His request was refused and he was offered an Honorary Membership. Fred Crawford was delighted, and wrote a letter of his affection for Londonderry and of the heritage of the Siege; and included the story of his re-naming the Clyde Valley as the “Mountjoy II”.
He died 5 November 1952, and was buried in the City Cemetery, Falls Road, Belfast. Upon news of his death he was described by the then Prime Minister of Northern Ireland, Sir Basil Brooke, as being “as a fearless fighter in the historic fight to keep Ulster British”.
Rt. Hon. William Grant
William Grant (6 April 1883 – 15 August 1949) was born in Belfast. He worked as a shipwright, and was a founder member of the Ulster Unionist Labour Association. He was also a founder member of the Ulster Volunteers. He was elected to the Northern Ireland House of Commons as an Ulster Unionist Party member for Belfast North in 1929, then winning Belfast Duncairn in 1929, holding this until his death.
William Grant became Parliamentary Secretary to the Ministry of Labour in 1938, then Minister of Public Security in 1941. As a cabinet post, this carried with it membership of the Privy Council of Northern Ireland. He was then appointed Minister of Labour from 1943 until 1944 and briefly in 1945, and also served as Minister of Health and Local Government from 1944 until his death in 1949.
Major Gerald Stanley Glover JP CBE
Gerald Stanley Glover was a businessman, served with distinction during World War Two, became Councillor in the Londonderry Corporation, was Mayor twice, and was President of the City of Londonderry and Foyle Unionist Association.
He was born in Belfast in March 1911. His father, who was from County Cavan, was a civil servant and his mother’s maiden name was Ballantine.
Following the death of his father in 1920 Gerald’s family moved to Londonderry where his mother originated.
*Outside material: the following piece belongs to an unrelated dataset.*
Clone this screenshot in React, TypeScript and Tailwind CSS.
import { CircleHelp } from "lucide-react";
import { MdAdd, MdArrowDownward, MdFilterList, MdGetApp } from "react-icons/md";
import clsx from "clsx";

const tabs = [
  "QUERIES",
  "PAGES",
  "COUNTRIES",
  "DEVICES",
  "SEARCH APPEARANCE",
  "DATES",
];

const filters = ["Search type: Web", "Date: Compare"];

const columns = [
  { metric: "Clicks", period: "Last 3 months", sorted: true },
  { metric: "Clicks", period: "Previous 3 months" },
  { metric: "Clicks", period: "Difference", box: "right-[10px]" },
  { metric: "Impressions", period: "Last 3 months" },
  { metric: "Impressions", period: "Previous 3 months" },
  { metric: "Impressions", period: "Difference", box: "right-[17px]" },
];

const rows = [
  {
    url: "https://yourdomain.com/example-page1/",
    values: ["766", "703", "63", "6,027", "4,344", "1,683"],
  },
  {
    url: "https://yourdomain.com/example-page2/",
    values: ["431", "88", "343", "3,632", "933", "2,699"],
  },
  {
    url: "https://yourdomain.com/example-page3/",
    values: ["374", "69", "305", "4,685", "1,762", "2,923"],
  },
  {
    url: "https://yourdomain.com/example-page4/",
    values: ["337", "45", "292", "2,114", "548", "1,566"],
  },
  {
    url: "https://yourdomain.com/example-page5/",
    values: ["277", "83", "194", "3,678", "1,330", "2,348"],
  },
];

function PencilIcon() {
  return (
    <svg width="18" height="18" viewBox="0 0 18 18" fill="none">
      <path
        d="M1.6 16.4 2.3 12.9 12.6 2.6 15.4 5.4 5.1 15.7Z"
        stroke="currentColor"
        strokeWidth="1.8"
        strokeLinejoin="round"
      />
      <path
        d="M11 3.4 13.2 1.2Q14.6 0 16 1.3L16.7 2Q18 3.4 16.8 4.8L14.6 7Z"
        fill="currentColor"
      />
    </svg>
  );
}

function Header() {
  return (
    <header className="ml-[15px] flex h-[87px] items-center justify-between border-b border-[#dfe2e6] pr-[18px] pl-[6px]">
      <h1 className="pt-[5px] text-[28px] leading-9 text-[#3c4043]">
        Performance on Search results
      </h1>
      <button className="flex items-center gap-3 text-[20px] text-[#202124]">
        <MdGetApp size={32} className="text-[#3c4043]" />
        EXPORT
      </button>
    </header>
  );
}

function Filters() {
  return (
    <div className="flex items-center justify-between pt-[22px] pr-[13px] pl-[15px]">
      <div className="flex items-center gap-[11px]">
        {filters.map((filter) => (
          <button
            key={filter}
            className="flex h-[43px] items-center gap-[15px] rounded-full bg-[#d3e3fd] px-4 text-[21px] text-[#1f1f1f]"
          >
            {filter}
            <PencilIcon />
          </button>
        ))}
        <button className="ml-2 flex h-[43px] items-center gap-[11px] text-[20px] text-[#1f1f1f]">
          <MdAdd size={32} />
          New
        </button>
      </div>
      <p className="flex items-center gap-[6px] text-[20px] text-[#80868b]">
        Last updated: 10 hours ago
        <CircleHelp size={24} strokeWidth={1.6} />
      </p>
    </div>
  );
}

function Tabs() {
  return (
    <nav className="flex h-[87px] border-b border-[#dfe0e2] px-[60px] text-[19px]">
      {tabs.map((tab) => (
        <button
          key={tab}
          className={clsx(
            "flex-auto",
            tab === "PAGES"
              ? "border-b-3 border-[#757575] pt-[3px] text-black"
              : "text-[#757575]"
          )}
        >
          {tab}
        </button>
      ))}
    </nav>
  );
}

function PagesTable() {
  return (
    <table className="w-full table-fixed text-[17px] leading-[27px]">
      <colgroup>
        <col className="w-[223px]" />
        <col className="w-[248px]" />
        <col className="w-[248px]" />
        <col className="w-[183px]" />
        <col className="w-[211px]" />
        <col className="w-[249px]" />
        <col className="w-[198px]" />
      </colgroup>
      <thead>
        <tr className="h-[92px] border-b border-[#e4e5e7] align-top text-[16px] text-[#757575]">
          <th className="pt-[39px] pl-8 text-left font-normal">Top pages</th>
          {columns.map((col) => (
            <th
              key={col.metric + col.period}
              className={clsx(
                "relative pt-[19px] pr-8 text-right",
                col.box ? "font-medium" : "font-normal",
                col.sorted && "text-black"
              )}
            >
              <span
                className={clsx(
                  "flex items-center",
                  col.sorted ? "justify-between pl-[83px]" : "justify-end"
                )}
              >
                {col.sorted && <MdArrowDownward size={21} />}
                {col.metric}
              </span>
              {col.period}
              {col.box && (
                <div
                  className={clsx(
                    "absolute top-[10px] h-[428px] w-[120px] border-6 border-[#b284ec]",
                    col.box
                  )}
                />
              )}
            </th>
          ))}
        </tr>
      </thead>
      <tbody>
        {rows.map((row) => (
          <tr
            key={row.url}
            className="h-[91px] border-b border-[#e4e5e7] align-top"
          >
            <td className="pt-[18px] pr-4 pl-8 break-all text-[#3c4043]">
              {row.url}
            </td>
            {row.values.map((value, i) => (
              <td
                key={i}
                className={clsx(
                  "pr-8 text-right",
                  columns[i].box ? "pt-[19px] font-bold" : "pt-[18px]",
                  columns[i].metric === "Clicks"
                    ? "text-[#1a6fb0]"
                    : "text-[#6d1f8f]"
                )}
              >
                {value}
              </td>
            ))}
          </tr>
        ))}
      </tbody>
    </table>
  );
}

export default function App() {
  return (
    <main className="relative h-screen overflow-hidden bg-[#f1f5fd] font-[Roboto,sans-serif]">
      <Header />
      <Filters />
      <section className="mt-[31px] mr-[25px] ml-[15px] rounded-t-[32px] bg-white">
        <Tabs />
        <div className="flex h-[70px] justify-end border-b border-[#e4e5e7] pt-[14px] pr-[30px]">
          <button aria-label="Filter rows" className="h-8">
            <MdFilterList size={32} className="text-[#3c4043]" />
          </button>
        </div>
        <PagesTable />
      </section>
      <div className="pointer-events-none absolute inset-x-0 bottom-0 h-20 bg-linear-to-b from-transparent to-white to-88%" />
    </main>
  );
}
The Ballantines were prominent in various businesses in the city including being builders of the Apprentice Boys of Derry Memorial Hall.
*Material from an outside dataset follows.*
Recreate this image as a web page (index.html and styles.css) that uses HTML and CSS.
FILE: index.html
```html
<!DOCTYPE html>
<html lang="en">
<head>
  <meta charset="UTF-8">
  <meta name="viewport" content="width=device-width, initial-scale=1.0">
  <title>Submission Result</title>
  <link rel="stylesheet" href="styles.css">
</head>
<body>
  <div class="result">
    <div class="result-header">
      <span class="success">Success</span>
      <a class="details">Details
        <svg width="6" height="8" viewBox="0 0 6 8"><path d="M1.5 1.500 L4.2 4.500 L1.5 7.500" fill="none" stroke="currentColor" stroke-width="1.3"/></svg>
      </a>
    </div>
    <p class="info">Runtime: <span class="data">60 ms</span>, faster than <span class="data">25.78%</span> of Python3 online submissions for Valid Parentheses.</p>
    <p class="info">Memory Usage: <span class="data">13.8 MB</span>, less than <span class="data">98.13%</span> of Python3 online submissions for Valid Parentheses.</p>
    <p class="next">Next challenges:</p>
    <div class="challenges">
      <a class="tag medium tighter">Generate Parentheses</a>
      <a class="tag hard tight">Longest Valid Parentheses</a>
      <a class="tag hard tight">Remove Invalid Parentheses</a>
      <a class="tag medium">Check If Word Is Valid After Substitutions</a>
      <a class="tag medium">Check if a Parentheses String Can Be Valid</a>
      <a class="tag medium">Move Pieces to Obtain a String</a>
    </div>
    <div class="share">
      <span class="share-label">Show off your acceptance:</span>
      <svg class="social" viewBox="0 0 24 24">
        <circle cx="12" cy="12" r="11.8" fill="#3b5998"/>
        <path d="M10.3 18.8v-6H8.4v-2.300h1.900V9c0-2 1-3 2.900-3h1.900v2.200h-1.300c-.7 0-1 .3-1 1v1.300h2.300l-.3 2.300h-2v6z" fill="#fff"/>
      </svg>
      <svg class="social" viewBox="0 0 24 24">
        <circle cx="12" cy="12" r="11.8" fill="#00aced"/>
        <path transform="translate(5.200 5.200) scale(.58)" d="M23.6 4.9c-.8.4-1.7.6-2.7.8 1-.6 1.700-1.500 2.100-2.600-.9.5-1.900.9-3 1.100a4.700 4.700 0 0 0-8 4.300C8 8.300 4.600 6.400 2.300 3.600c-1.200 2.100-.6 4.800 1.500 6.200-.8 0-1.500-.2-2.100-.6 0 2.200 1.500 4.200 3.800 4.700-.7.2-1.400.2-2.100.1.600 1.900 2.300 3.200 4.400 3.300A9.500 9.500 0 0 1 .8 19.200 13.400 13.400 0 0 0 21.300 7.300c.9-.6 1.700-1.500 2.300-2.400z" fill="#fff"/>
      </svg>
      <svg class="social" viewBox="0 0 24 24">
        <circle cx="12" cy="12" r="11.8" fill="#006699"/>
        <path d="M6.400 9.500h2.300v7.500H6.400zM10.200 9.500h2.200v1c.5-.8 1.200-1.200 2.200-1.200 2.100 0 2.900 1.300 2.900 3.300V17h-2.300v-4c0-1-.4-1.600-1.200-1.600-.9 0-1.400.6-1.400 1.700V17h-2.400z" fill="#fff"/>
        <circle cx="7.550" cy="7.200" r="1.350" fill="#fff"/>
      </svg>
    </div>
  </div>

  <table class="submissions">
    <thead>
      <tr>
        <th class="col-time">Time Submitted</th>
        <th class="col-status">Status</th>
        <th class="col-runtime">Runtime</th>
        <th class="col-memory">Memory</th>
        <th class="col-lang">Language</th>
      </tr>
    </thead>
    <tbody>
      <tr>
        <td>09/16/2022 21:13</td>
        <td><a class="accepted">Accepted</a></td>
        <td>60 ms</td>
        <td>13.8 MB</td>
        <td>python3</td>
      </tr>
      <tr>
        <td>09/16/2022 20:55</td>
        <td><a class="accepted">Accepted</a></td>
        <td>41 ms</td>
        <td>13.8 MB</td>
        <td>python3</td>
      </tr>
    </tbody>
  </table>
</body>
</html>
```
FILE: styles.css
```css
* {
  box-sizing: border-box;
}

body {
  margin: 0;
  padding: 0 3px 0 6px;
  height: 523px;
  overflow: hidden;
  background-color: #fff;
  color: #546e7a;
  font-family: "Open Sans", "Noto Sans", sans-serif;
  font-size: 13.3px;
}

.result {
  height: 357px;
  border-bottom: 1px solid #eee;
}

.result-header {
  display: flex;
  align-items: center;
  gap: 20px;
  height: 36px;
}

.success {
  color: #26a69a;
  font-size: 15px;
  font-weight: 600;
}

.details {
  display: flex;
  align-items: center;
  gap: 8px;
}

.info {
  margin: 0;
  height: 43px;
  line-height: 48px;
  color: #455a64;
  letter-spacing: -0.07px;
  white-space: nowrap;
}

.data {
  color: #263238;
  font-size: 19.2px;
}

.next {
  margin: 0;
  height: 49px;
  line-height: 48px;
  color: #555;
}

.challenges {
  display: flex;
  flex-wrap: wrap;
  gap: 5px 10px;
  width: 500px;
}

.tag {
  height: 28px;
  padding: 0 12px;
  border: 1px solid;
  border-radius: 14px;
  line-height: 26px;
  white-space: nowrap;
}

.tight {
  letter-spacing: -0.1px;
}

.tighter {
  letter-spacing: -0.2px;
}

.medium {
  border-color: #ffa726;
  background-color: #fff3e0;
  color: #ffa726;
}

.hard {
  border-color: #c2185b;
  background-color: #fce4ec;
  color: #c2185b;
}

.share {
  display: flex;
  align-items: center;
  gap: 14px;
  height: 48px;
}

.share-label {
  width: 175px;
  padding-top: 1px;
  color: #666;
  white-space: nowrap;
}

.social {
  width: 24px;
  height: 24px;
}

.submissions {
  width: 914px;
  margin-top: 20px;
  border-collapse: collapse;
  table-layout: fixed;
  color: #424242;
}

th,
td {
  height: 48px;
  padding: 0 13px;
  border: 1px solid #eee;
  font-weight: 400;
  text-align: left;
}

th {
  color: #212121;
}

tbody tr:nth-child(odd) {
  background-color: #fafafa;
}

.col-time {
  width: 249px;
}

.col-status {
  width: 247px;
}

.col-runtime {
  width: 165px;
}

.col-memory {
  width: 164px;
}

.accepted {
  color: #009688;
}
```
Gerald was educated at the Model school, Londonderry, and at Ruthin school, Denbighshire, Wales.
After leaving school Gerald returned to Londonderry and entered the business of his uncle, James Ballantine, in the Londonderry Barrel Factory, where he served his apprenticeship as a cooper. In 1933 he entered the other section of the Ballantine business – the Foyle Sawmills – and he remained there until the outbreak of World War Two.
In 1933, at the age of 21, Gerald was appointed a Sub-District Commandant of the Ulster Special Constabulary, and in 1935 he was awarded the medal for the most efficient officer in the Londonderry area. In later years he held the post of District Commandant.
He was commissioned in the Supplementary Reserve in 1937 and was an officer in the 9th Anti-Tank Regiment. He was transferred to the 63rd Northumbrian Heavy Anti-Aircraft Regiment with which he served with distinction during the blitz on Tyneside. Subsequently he served for three and a half years with the same regiment in Ceylon and India. He left the Army with the rank of Major.
Gerald Glover returned to Londonderry from the war and was elected to the Londonderry Corporation in 1946 for the North Ward. He was a very efficient councillor and he was elected Mayor of Londonderry in 1950 – a position he held until 1952. He was also elected the city Mayor again from 1961 to 1963. While Mayor her also served as ex-officio member of the Northern Ireland Senate, sitting at Stormont.
When Mayor in 1951 the Festival of Britain Committee of Londonderry Corporation sponsored the publication of the book ‘History of the Siege of Londonderry 1689’ by CD Milligan.
Gerald Glover was appointed a Justice of the Peace in 1949. In the 1959 Queen’s Birthday Honours List he was appointed a Commander of the British Empire (CBE) for political and public services in Londonderry.
From the mid 1950’s he was President of the City of Londonderry and Foyle Unionist Association. He held this position during the turbulent years in the city in the 1960’s and 1970’s. Tragically Gerald’s younger brother Joseph, who was a leading businessman in Londonderry, was murdered by the IRA in 1976.
Gerald Stanley Glover died in Londonderry on January 2000 – a city he loved and to which he gave great service.
Lord Laird of Artigarvan
John Laird (23 April 1944 – 10 July 2018) was a Northern Irish politician, Life Peer and former Chairman of the cross-border Ulster-Scots Agency.
Whilst Chairman of the Ulster Young Unionist Council in 1970, Laird became the youngest member of the Parliament of Northern Ireland, after winning the seat of Belfast Saint Anne’s in a by-election caused by the death of his father, Dr Norman Laird OBE.
He was expelled from the Ulster Unionist Parliamentary Party in January 1972 when he voted for a Democratic Unionist Party censure motion opposing a ban on certain processions planned for The Twelfth. He topped the poll in Belfast West in the 1973 Northern Ireland Assembly election opposed to the proposals of the former Prime Minister Brian Faulkner. He repeated this feat as an Ulster Unionist candidate in the 1975 Constitutional Convention election.
He established John Laird Public Relations in 1976, called JPR (now JComms), Northern Ireland’s longest established PR company.
Lord Laird was a close ally of David Trimble – they were both around the Vanguard movement of Bill Craig. He was an enthusiastic promoter of Ulster Scots. He was created a life peer on 16 July 1999 as Baron Laird, of Artigarvan in the County of Tyrone.